>I liked this article in today’s harvard business review http://s.hbr.org/aw8ePX
It’s an area that is sometimes overlooked when leadership is talked about. I’m talking about conflict capability. The leader is responsible for overseeing the dynamics of the team or group they are leading and this doesn’t always mean making sure everything is hunky dory all the time. It includes ensuring that there can be conflict in the team.
Years ago, when I was co-working as a family therapist, one of my colleagues said something about assessing whether the family was ‘conflict capable’. I met with some families who really knew how to row, and as a newbie, I imagined that those would be the families who were doomed to years of misery or who would be the most challenging to work with. Not at all. They were the families who had an ability to get everything out on the table, to examine difference, to be with their passions and emotions. The quieter families, who never raised a cross word, who constantly smiled at each other (though on reflection, they were only smiling with their mouths, not their eyes) were the ones where you could feel the underlying frustrations they had with each other when you walked in the room, but nothing was ever said. We all know that feeling of walking into a group of people and you just sense some kind of irritation or discord, but nothing is ever spoken-that’s your limbic system picking that up. Things that really need to be said just don’t get said; they go underground.

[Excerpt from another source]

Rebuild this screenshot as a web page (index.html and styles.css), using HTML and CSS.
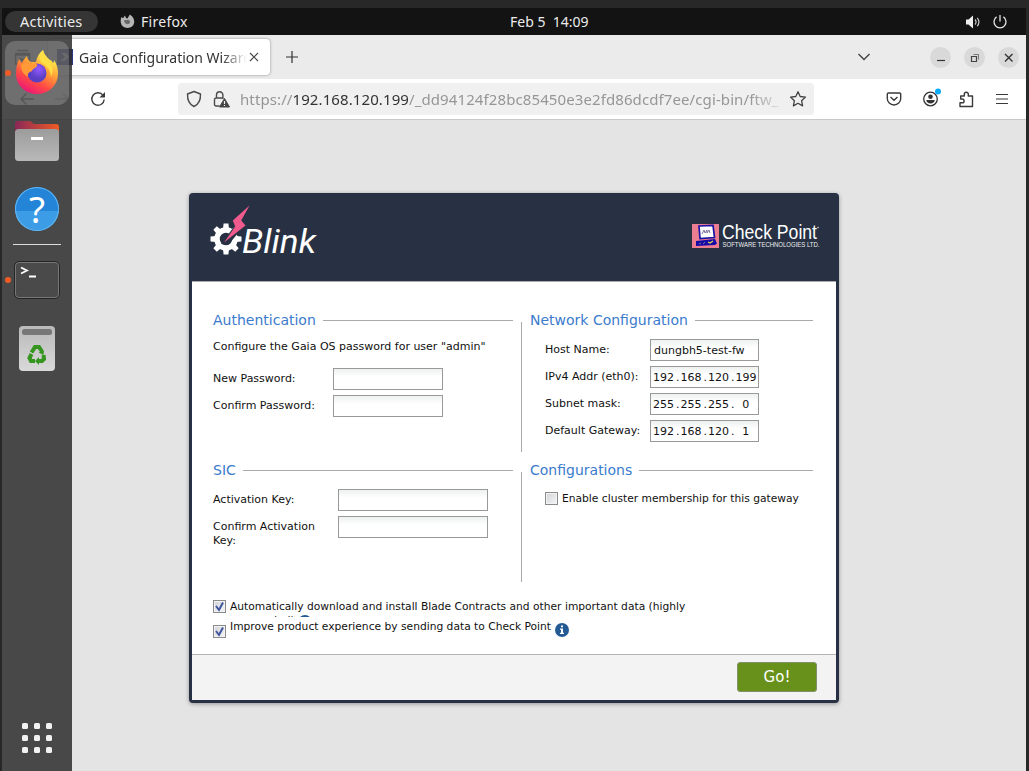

One of the key bits of that HBR article is where it says that a big part of the job of the leader, the director of the film in this case, is to create enough trust where conflict can come out. Naturally, I’m not suggesting that we go around all day picking fights with each other. Neither would I suggest that we go out of our way, as leaders, to generate personal animosity amongst our teams. Far from it, in fact, there is far too much interpersonal violence in our lives as it is. The kind of conflict I’m suggesting is the kind where ‘what needs to get said, gets said’. It is important that we ensure that this does not become an excuse for bad behaviour, though. I’ve had someone say that to me as a justification for what I viewed as inexcusable rudeness and bullying of colleagues. But sure enough, there is plenty that needs to get said in our teams and groups that will forge stronger working relationships and allow us to really work collaboratively.